REQUIRED TASK —
Please transcribe the listing below in full and word for word, without its pictures.

DATA EXCERPT —
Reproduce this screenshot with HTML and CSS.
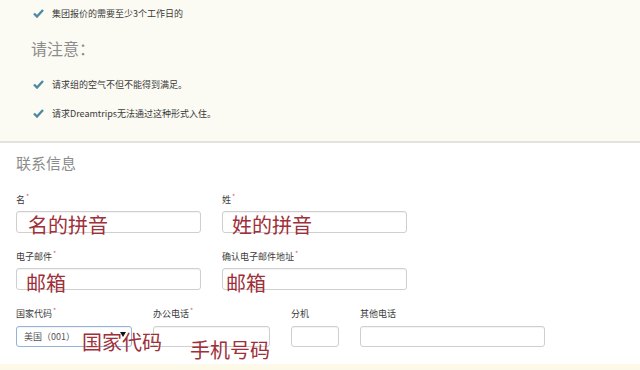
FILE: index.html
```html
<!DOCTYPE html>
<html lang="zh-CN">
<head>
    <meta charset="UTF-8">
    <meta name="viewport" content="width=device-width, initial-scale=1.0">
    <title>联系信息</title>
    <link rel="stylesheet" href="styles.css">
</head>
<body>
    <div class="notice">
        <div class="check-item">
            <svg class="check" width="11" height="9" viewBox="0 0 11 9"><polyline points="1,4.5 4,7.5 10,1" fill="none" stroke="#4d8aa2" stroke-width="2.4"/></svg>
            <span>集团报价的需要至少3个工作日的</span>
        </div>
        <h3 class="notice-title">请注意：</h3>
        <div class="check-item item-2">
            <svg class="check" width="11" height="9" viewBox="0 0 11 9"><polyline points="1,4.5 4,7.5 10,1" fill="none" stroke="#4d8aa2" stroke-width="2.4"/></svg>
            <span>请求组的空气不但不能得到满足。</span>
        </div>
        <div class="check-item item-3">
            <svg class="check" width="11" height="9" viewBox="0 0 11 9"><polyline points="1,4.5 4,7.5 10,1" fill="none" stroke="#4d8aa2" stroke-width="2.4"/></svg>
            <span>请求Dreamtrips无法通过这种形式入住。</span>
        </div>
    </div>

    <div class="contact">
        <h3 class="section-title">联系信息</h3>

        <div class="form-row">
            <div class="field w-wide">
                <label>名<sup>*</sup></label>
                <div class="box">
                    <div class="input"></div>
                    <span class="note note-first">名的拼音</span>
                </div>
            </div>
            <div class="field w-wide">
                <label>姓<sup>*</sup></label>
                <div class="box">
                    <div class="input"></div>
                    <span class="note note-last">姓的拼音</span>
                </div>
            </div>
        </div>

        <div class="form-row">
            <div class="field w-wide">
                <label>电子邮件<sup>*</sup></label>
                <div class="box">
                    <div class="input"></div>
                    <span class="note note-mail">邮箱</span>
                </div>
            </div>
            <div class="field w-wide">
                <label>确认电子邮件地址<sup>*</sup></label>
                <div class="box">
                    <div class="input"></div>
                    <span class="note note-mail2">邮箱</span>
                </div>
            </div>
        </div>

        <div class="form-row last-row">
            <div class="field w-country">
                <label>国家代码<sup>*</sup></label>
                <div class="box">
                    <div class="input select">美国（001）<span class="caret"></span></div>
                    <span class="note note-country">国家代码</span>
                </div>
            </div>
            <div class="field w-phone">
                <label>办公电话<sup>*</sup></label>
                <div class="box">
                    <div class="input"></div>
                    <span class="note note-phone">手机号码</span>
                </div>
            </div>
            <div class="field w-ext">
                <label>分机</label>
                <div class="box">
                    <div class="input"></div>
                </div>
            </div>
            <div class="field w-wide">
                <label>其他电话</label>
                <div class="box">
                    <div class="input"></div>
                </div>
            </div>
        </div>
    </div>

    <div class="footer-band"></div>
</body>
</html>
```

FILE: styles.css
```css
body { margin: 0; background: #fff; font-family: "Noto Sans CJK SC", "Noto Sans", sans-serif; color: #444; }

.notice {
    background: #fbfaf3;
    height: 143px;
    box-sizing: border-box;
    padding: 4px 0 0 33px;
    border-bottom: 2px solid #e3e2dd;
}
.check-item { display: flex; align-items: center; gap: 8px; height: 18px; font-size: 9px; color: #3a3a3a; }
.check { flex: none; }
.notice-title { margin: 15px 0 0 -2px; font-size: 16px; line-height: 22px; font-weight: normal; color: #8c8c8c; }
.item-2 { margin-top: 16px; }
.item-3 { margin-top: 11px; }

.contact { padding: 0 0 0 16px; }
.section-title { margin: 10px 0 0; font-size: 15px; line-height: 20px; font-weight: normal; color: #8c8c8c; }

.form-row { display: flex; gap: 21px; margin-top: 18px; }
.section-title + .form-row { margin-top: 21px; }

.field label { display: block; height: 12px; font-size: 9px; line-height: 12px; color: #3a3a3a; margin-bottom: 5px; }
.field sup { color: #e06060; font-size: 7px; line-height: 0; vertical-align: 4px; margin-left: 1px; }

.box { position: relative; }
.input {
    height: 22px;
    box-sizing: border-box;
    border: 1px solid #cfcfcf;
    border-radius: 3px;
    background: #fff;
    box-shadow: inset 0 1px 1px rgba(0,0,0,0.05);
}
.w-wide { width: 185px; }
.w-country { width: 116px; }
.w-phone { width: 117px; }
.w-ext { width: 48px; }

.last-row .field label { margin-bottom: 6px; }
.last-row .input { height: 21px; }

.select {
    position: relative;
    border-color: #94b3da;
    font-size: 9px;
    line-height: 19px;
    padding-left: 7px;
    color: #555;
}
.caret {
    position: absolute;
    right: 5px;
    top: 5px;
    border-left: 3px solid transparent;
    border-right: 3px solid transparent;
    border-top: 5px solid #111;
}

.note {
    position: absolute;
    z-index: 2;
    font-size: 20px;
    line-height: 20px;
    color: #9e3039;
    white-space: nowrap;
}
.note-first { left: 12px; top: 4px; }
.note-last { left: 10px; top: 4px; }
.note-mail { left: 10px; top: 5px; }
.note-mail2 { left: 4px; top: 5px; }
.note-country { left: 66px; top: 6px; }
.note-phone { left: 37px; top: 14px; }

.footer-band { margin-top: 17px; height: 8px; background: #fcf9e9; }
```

WRITTEN ANSWER —
Reproduce this screenshot with HTML and CSS.
FILE: index.html
```html
<!DOCTYPE html>
<html lang="zh-CN">
<head>
    <meta charset="UTF-8">
    <meta name="viewport" content="width=device-width, initial-scale=1.0">
    <title>联系信息</title>
    <link rel="stylesheet" href="styles.css">
</head>
<body>
    <div class="notice">
        <div class="check-item">
            <svg class="check" width="11" height="9" viewBox="0 0 11 9"><polyline points="1,4.5 4,7.5 10,1" fill="none" stroke="#4d8aa2" stroke-width="2.4"/></svg>
            <span>集团报价的需要至少3个工作日的</span>
        </div>
        <h3 class="notice-title">请注意：</h3>
        <div class="check-item item-2">
            <svg class="check" width="11" height="9" viewBox="0 0 11 9"><polyline points="1,4.5 4,7.5 10,1" fill="none" stroke="#4d8aa2" stroke-width="2.4"/></svg>
            <span>请求组的空气不但不能得到满足。</span>
        </div>
        <div class="check-item item-3">
            <svg class="check" width="11" height="9" viewBox="0 0 11 9"><polyline points="1,4.5 4,7.5 10,1" fill="none" stroke="#4d8aa2" stroke-width="2.4"/></svg>
            <span>请求Dreamtrips无法通过这种形式入住。</span>
        </div>
    </div>

    <div class="contact">
        <h3 class="section-title">联系信息</h3>

        <div class="form-row">
            <div class="field w-wide">
                <label>名<sup>*</sup></label>
                <div class="box">
                    <div class="input"></div>
                    <span class="note note-first">名的拼音</span>
                </div>
            </div>
            <div class="field w-wide">
                <label>姓<sup>*</sup></label>
                <div class="box">
                    <div class="input"></div>
                    <span class="note note-last">姓的拼音</span>
                </div>
            </div>
        </div>

        <div class="form-row">
            <div class="field w-wide">
                <label>电子邮件<sup>*</sup></label>
                <div class="box">
                    <div class="input"></div>
                    <span class="note note-mail">邮箱</span>
                </div>
            </div>
            <div class="field w-wide">
                <label>确认电子邮件地址<sup>*</sup></label>
                <div class="box">
                    <div class="input"></div>
                    <span class="note note-mail2">邮箱</span>
                </div>
            </div>
        </div>

        <div class="form-row last-row">
            <div class="field w-country">
                <label>国家代码<sup>*</sup></label>
                <div class="box">
                    <div class="input select">美国（001）<span class="caret"></span></div>
                    <span class="note note-country">国家代码</span>
                </div>
            </div>
            <div class="field w-phone">
                <label>办公电话<sup>*</sup></label>
                <div class="box">
                    <div class="input"></div>
                    <span class="note note-phone">手机号码</span>
                </div>
            </div>
            <div class="field w-ext">
                <label>分机</label>
                <div class="box">
                    <div class="input"></div>
                </div>
            </div>
            <div class="field w-wide">
                <label>其他电话</label>
                <div class="box">
                    <div class="input"></div>
                </div>
            </div>
        </div>
    </div>

    <div class="footer-band"></div>
</body>
</html>
```

FILE: styles.css
```css
body { margin: 0; background: #fff; font-family: "Noto Sans CJK SC", "Noto Sans", sans-serif; color: #444; }

.notice {
    background: #fbfaf3;
    height: 143px;
    box-sizing: border-box;
    padding: 4px 0 0 33px;
    border-bottom: 2px solid #e3e2dd;
}
.check-item { display: flex; align-items: center; gap: 8px; height: 18px; font-size: 9px; color: #3a3a3a; }
.check { flex: none; }
.notice-title { margin: 15px 0 0 -2px; font-size: 16px; line-height: 22px; font-weight: normal; color: #8c8c8c; }
.item-2 { margin-top: 16px; }
.item-3 { margin-top: 11px; }

.contact { padding: 0 0 0 16px; }
.section-title { margin: 10px 0 0; font-size: 15px; line-height: 20px; font-weight: normal; color: #8c8c8c; }

.form-row { display: flex; gap: 21px; margin-top: 18px; }
.section-title + .form-row { margin-top: 21px; }

.field label { display: block; height: 12px; font-size: 9px; line-height: 12px; color: #3a3a3a; margin-bottom: 5px; }
.field sup { color: #e06060; font-size: 7px; line-height: 0; vertical-align: 4px; margin-left: 1px; }

.box { position: relative; }
.input {
    height: 22px;
    box-sizing: border-box;
    border: 1px solid #cfcfcf;
    border-radius: 3px;
    background: #fff;
    box-shadow: inset 0 1px 1px rgba(0,0,0,0.05);
}
.w-wide { width: 185px; }
.w-country { width: 116px; }
.w-phone { width: 117px; }
.w-ext { width: 48px; }

.last-row .field label { margin-bottom: 6px; }
.last-row .input { height: 21px; }

.select {
    position: relative;
    border-color: #94b3da;
    font-size: 9px;
    line-height: 19px;
    padding-left: 7px;
    color: #555;
}
.caret {
    position: absolute;
    right: 5px;
    top: 5px;
    border-left: 3px solid transparent;
    border-right: 3px solid transparent;
    border-top: 5px solid #111;
}

.note {
    position: absolute;
    z-index: 2;
    font-size: 20px;
    line-height: 20px;
    color: #9e3039;
    white-space: nowrap;
}
.note-first { left: 12px; top: 4px; }
.note-last { left: 10px; top: 4px; }
.note-mail { left: 10px; top: 5px; }
.note-mail2 { left: 4px; top: 5px; }
.note-country { left: 66px; top: 6px; }
.note-phone { left: 37px; top: 14px; }

.footer-band { margin-top: 17px; height: 8px; background: #fcf9e9; }
```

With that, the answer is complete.